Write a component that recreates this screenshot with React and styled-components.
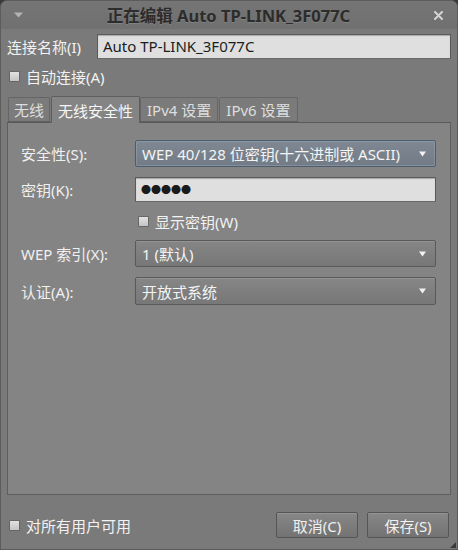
import React from "react";
import styled, { createGlobalStyle } from "styled-components";

const Global = createGlobalStyle`
  html, body { margin: 0; padding: 0; background: #3a3a3a; }
  body { font-family: "Noto Sans", "Noto Sans CJK SC", sans-serif; }
  * { box-sizing: border-box; }
`;

const Window = styled.div`
  position: relative;
  width: 458px;
  height: 550px;
  background: #7a7a7a;
  border: 1px solid #5c5c5c;
  border-radius: 7px 7px 0 0;
  display: flex;
  flex-direction: column;
  overflow: hidden;
  color: #f2f2f2;
  font-size: 15px;
`;

const TitleBar = styled.div`
  height: 28px;
  flex: none;
  display: flex;
  align-items: center;
  padding: 0 14px 0 13px;
  background: linear-gradient(#757575, #707070);
`;

const TitleText = styled.div`
  flex: 1;
  text-align: center;
  font-weight: bold;
  font-size: 16.5px;
  color: #2c2c2c;
  text-shadow: 0 1px 0 rgba(255, 255, 255, 0.12);
`;

const Body = styled.div`
  flex: 1;
  display: flex;
  flex-direction: column;
  padding: 4px 6px 0 6px;
`;

const NameRow = styled.div`
  display: flex;
  align-items: center;
  height: 26px;
`;

const NameLabel = styled.span`
  width: 90px;
  flex: none;
`;

const Entry = styled.div`
  flex: 1;
  height: ${(p) => p.$h || 25}px;
  background: #dfdfdf;
  border: 1px solid #5a5a5a;
  border-bottom-color: #6a6a6a;
  box-shadow: inset 0 1px 1px rgba(0, 0, 0, 0.25);
  color: #1c1c1c;
  display: flex;
  align-items: center;
  padding: 0 5px;
`;

const Dots = styled.span`
  font-size: 10px;
  letter-spacing: 0px;
  color: #1a1a1a;
`;

const CheckRow = styled.label`
  display: flex;
  align-items: center;
  gap: 6px;
  height: ${(p) => p.$h || 18}px;
  margin-left: ${(p) => p.$ml || 0}px;
  margin-top: ${(p) => p.$mt || 0}px;
`;

const Box = styled.span`
  width: 11px;
  height: 11px;
  flex: none;
  border: 1px solid #666;
  background: linear-gradient(#e2e2e2, #c4c4c4);
  border-radius: 1px;
`;

const Tabs = styled.div`
  display: flex;
  align-items: flex-end;
  height: 27px;
  margin-top: 9px;
  padding-left: 1px;
  position: relative;
  z-index: 1;
`;

const Tab = styled.div`
  height: ${(p) => (p.$active ? 27 : 25)}px;
  padding: 0 ${(p) => p.$pad || 6}px;
  margin-right: ${(p) => (p.$active ? 0 : 1)}px;
  display: flex;
  align-items: center;
  border: 1px solid ${(p) => (p.$active ? "#5e5e5e" : "#656565")};
  border-bottom: ${(p) => (p.$active ? "none" : "1px solid #5e5e5e")};
  background: ${(p) => (p.$active ? "#848484" : "#7b7b7b")};
  color: ${(p) => (p.$active ? "#f6f6f6" : "#dedede")};
  border-radius: 2px 2px 0 0;
  margin-bottom: ${(p) => (p.$active ? -1 : 0)}px;
`;

const Panel = styled.div`
  height: 373px;
  flex: none;
  background: #848484;
  border: 1px solid #5e5e5e;
  border-top-color: #5a5a5a;
  padding: 17px 14px 0 13px;
`;

const Form = styled.div`
  display: grid;
  grid-template-columns: 114px 1fr;
  grid-template-rows: 27px 25px 18px 27px 28px;
  row-gap: 10px;
  align-items: center;
`;

const Label = styled.span`
  color: #f0f0f0;
`;

const Combo = styled.div`
  height: ${(p) => p.$h || 27}px;
  display: flex;
  align-items: center;
  padding: 0 9px 0 6px;
  border: 1px solid ${(p) => (p.$focus ? "#4e5d6b" : "#595959")};
  border-radius: 2px;
  background: ${(p) =>
    p.$focus
      ? "linear-gradient(#7f8892, #737c86)"
      : "linear-gradient(#868686, #777777)"};
  box-shadow: ${(p) =>
    p.$focus
      ? "inset 0 0 0 1px rgba(160, 180, 200, 0.35)"
      : "inset 0 1px 0 rgba(255,255,255,0.12)"};
  color: #f4f4f4;
`;

const ComboText = styled.span`
  flex: 1;
  white-space: nowrap;
`;

const Arrow = styled.svg`
  width: 7px;
  height: 6px;
  flex: none;
`;

const Footer = styled.div`
  flex: 1;
  display: flex;
  align-items: center;
  padding: 6px 2px 0 2px;
`;

const Spacer = styled.div`
  flex: 1;
`;

const Button = styled.div`
  width: 82px;
  height: 26px;
  margin-left: ${(p) => p.$ml || 0}px;
  display: flex;
  align-items: center;
  justify-content: center;
  border: 1px solid #555;
  border-radius: 2px;
  background: linear-gradient(#878787, #737373);
  box-shadow: inset 0 1px 0 rgba(255,255,255,0.12);
  color: #f0f0f0;
`;

const Grip = styled.svg`
  position: absolute;
  right: 1px;
  bottom: 1px;
  width: 6px;
  height: 6px;
`;

const DownArrow = () => (
  <Arrow viewBox="0 0 7 6">
    <path d="M0 0.5 L7 0.5 L3.5 5.5 Z" fill="#f2f2f2" />
  </Arrow>
);

export default function App() {
  return (
    <>
      <Global />
      <Window>
        <TitleBar>
          <svg width="9" height="6" viewBox="0 0 9 6">
            <path d="M0 0.5 L9 0.5 L4.5 5.5 Z" fill="#b4b4b4" />
          </svg>
          <TitleText>正在编辑 Auto TP-LINK_3F077C</TitleText>
          <svg width="9" height="9" viewBox="0 0 9 9">
            <path d="M1 1 L8 8 M8 1 L1 8" stroke="#d4d4d4" strokeWidth="2" strokeLinecap="round" />
          </svg>
        </TitleBar>
        <Body>
          <NameRow>
            <NameLabel>连接名称(I)</NameLabel>
            <Entry>Auto TP-LINK_3F077C</Entry>
          </NameRow>
          <CheckRow $h={20} $mt={7} $ml={2}>
            <Box />
            <span>自动连接(A)</span>
          </CheckRow>
          <Tabs>
            <Tab $pad={5}>无线</Tab>
            <Tab $active $pad={6}>无线安全性</Tab>
            <Tab $pad={6}>IPv4 设置</Tab>
            <Tab $pad={6}>IPv6 设置</Tab>
          </Tabs>
          <Panel>
            <Form>
              <Label>安全性(S):</Label>
              <Combo $focus>
                <ComboText>WEP 40/128 位密钥(十六进制或 ASCII)</ComboText>
                <DownArrow />
              </Combo>
              <Label>密钥(K):</Label>
              <Entry>
                <Dots>●●●●●</Dots>
              </Entry>
              <span />
              <CheckRow $ml={3}>
                <Box />
                <span>显示密钥(W)</span>
              </CheckRow>
              <Label>WEP 索引(X):</Label>
              <Combo>
                <ComboText>1 (默认)</ComboText>
                <DownArrow />
              </Combo>
              <Label>认证(A):</Label>
              <Combo $h={28}>
                <ComboText>开放式系统</ComboText>
                <DownArrow />
              </Combo>
            </Form>
          </Panel>
          <Footer>
            <CheckRow>
              <Box />
              <span>对所有用户可用</span>
            </CheckRow>
            <Spacer />
            <Button>取消(C)</Button>
            <Button $ml={9}>保存(S)</Button>
          </Footer>
        </Body>
        <Grip viewBox="0 0 6 6">
          <path d="M6 0 L6 6 L0 6 Z" fill="#3a3a3a" />
        </Grip>
      </Window>
    </>
  );
}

--------

To be done » Pictures are excluded; copy all other data exactly as shown.

Exercise result »
Write a component that recreates this screenshot with React and styled-components.
import React from "react";
import styled, { createGlobalStyle } from "styled-components";

const Global = createGlobalStyle`
  html, body { margin: 0; padding: 0; background: #3a3a3a; }
  body { font-family: "Noto Sans", "Noto Sans CJK SC", sans-serif; }
  * { box-sizing: border-box; }
`;

const Window = styled.div`
  position: relative;
  width: 458px;
  height: 550px;
  background: #7a7a7a;
  border: 1px solid #5c5c5c;
  border-radius: 7px 7px 0 0;
  display: flex;
  flex-direction: column;
  overflow: hidden;
  color: #f2f2f2;
  font-size: 15px;
`;

const TitleBar = styled.div`
  height: 28px;
  flex: none;
  display: flex;
  align-items: center;
  padding: 0 14px 0 13px;
  background: linear-gradient(#757575, #707070);
`;

const TitleText = styled.div`
  flex: 1;
  text-align: center;
  font-weight: bold;
  font-size: 16.5px;
  color: #2c2c2c;
  text-shadow: 0 1px 0 rgba(255, 255, 255, 0.12);
`;

const Body = styled.div`
  flex: 1;
  display: flex;
  flex-direction: column;
  padding: 4px 6px 0 6px;
`;

const NameRow = styled.div`
  display: flex;
  align-items: center;
  height: 26px;
`;

const NameLabel = styled.span`
  width: 90px;
  flex: none;
`;

const Entry = styled.div`
  flex: 1;
  height: ${(p) => p.$h || 25}px;
  background: #dfdfdf;
  border: 1px solid #5a5a5a;
  border-bottom-color: #6a6a6a;
  box-shadow: inset 0 1px 1px rgba(0, 0, 0, 0.25);
  color: #1c1c1c;
  display: flex;
  align-items: center;
  padding: 0 5px;
`;

const Dots = styled.span`
  font-size: 10px;
  letter-spacing: 0px;
  color: #1a1a1a;
`;

const CheckRow = styled.label`
  display: flex;
  align-items: center;
  gap: 6px;
  height: ${(p) => p.$h || 18}px;
  margin-left: ${(p) => p.$ml || 0}px;
  margin-top: ${(p) => p.$mt || 0}px;
`;

const Box = styled.span`
  width: 11px;
  height: 11px;
  flex: none;
  border: 1px solid #666;
  background: linear-gradient(#e2e2e2, #c4c4c4);
  border-radius: 1px;
`;

const Tabs = styled.div`
  display: flex;
  align-items: flex-end;
  height: 27px;
  margin-top: 9px;
  padding-left: 1px;
  position: relative;
  z-index: 1;
`;

const Tab = styled.div`
  height: ${(p) => (p.$active ? 27 : 25)}px;
  padding: 0 ${(p) => p.$pad || 6}px;
  margin-right: ${(p) => (p.$active ? 0 : 1)}px;
  display: flex;
  align-items: center;
  border: 1px solid ${(p) => (p.$active ? "#5e5e5e" : "#656565")};
  border-bottom: ${(p) => (p.$active ? "none" : "1px solid #5e5e5e")};
  background: ${(p) => (p.$active ? "#848484" : "#7b7b7b")};
  color: ${(p) => (p.$active ? "#f6f6f6" : "#dedede")};
  border-radius: 2px 2px 0 0;
  margin-bottom: ${(p) => (p.$active ? -1 : 0)}px;
`;

const Panel = styled.div`
  height: 373px;
  flex: none;
  background: #848484;
  border: 1px solid #5e5e5e;
  border-top-color: #5a5a5a;
  padding: 17px 14px 0 13px;
`;

const Form = styled.div`
  display: grid;
  grid-template-columns: 114px 1fr;
  grid-template-rows: 27px 25px 18px 27px 28px;
  row-gap: 10px;
  align-items: center;
`;

const Label = styled.span`
  color: #f0f0f0;
`;

const Combo = styled.div`
  height: ${(p) => p.$h || 27}px;
  display: flex;
  align-items: center;
  padding: 0 9px 0 6px;
  border: 1px solid ${(p) => (p.$focus ? "#4e5d6b" : "#595959")};
  border-radius: 2px;
  background: ${(p) =>
    p.$focus
      ? "linear-gradient(#7f8892, #737c86)"
      : "linear-gradient(#868686, #777777)"};
  box-shadow: ${(p) =>
    p.$focus
      ? "inset 0 0 0 1px rgba(160, 180, 200, 0.35)"
      : "inset 0 1px 0 rgba(255,255,255,0.12)"};
  color: #f4f4f4;
`;

const ComboText = styled.span`
  flex: 1;
  white-space: nowrap;
`;

const Arrow = styled.svg`
  width: 7px;
  height: 6px;
  flex: none;
`;

const Footer = styled.div`
  flex: 1;
  display: flex;
  align-items: center;
  padding: 6px 2px 0 2px;
`;

const Spacer = styled.div`
  flex: 1;
`;

const Button = styled.div`
  width: 82px;
  height: 26px;
  margin-left: ${(p) => p.$ml || 0}px;
  display: flex;
  align-items: center;
  justify-content: center;
  border: 1px solid #555;
  border-radius: 2px;
  background: linear-gradient(#878787, #737373);
  box-shadow: inset 0 1px 0 rgba(255,255,255,0.12);
  color: #f0f0f0;
`;

const Grip = styled.svg`
  position: absolute;
  right: 1px;
  bottom: 1px;
  width: 6px;
  height: 6px;
`;

const DownArrow = () => (
  <Arrow viewBox="0 0 7 6">
    <path d="M0 0.5 L7 0.5 L3.5 5.5 Z" fill="#f2f2f2" />
  </Arrow>
);

export default function App() {
  return (
    <>
      <Global />
      <Window>
        <TitleBar>
          <svg width="9" height="6" viewBox="0 0 9 6">
            <path d="M0 0.5 L9 0.5 L4.5 5.5 Z" fill="#b4b4b4" />
          </svg>
          <TitleText>正在编辑 Auto TP-LINK_3F077C</TitleText>
          <svg width="9" height="9" viewBox="0 0 9 9">
            <path d="M1 1 L8 8 M8 1 L1 8" stroke="#d4d4d4" strokeWidth="2" strokeLinecap="round" />
          </svg>
        </TitleBar>
        <Body>
          <NameRow>
            <NameLabel>连接名称(I)</NameLabel>
            <Entry>Auto TP-LINK_3F077C</Entry>
          </NameRow>
          <CheckRow $h={20} $mt={7} $ml={2}>
            <Box />
            <span>自动连接(A)</span>
          </CheckRow>
          <Tabs>
            <Tab $pad={5}>无线</Tab>
            <Tab $active $pad={6}>无线安全性</Tab>
            <Tab $pad={6}>IPv4 设置</Tab>
            <Tab $pad={6}>IPv6 设置</Tab>
          </Tabs>
          <Panel>
            <Form>
              <Label>安全性(S):</Label>
              <Combo $focus>
                <ComboText>WEP 40/128 位密钥(十六进制或 ASCII)</ComboText>
                <DownArrow />
              </Combo>
              <Label>密钥(K):</Label>
              <Entry>
                <Dots>●●●●●</Dots>
              </Entry>
              <span />
              <CheckRow $ml={3}>
                <Box />
                <span>显示密钥(W)</span>
              </CheckRow>
              <Label>WEP 索引(X):</Label>
              <Combo>
                <ComboText>1 (默认)</ComboText>
                <DownArrow />
              </Combo>
              <Label>认证(A):</Label>
              <Combo $h={28}>
                <ComboText>开放式系统</ComboText>
                <DownArrow />
              </Combo>
            </Form>
          </Panel>
          <Footer>
            <CheckRow>
              <Box />
              <span>对所有用户可用</span>
            </CheckRow>
            <Spacer />
            <Button>取消(C)</Button>
            <Button $ml={9}>保存(S)</Button>
          </Footer>
        </Body>
        <Grip viewBox="0 0 6 6">
          <path d="M6 0 L6 6 L0 6 Z" fill="#3a3a3a" />
        </Grip>
      </Window>
    </>
  );
}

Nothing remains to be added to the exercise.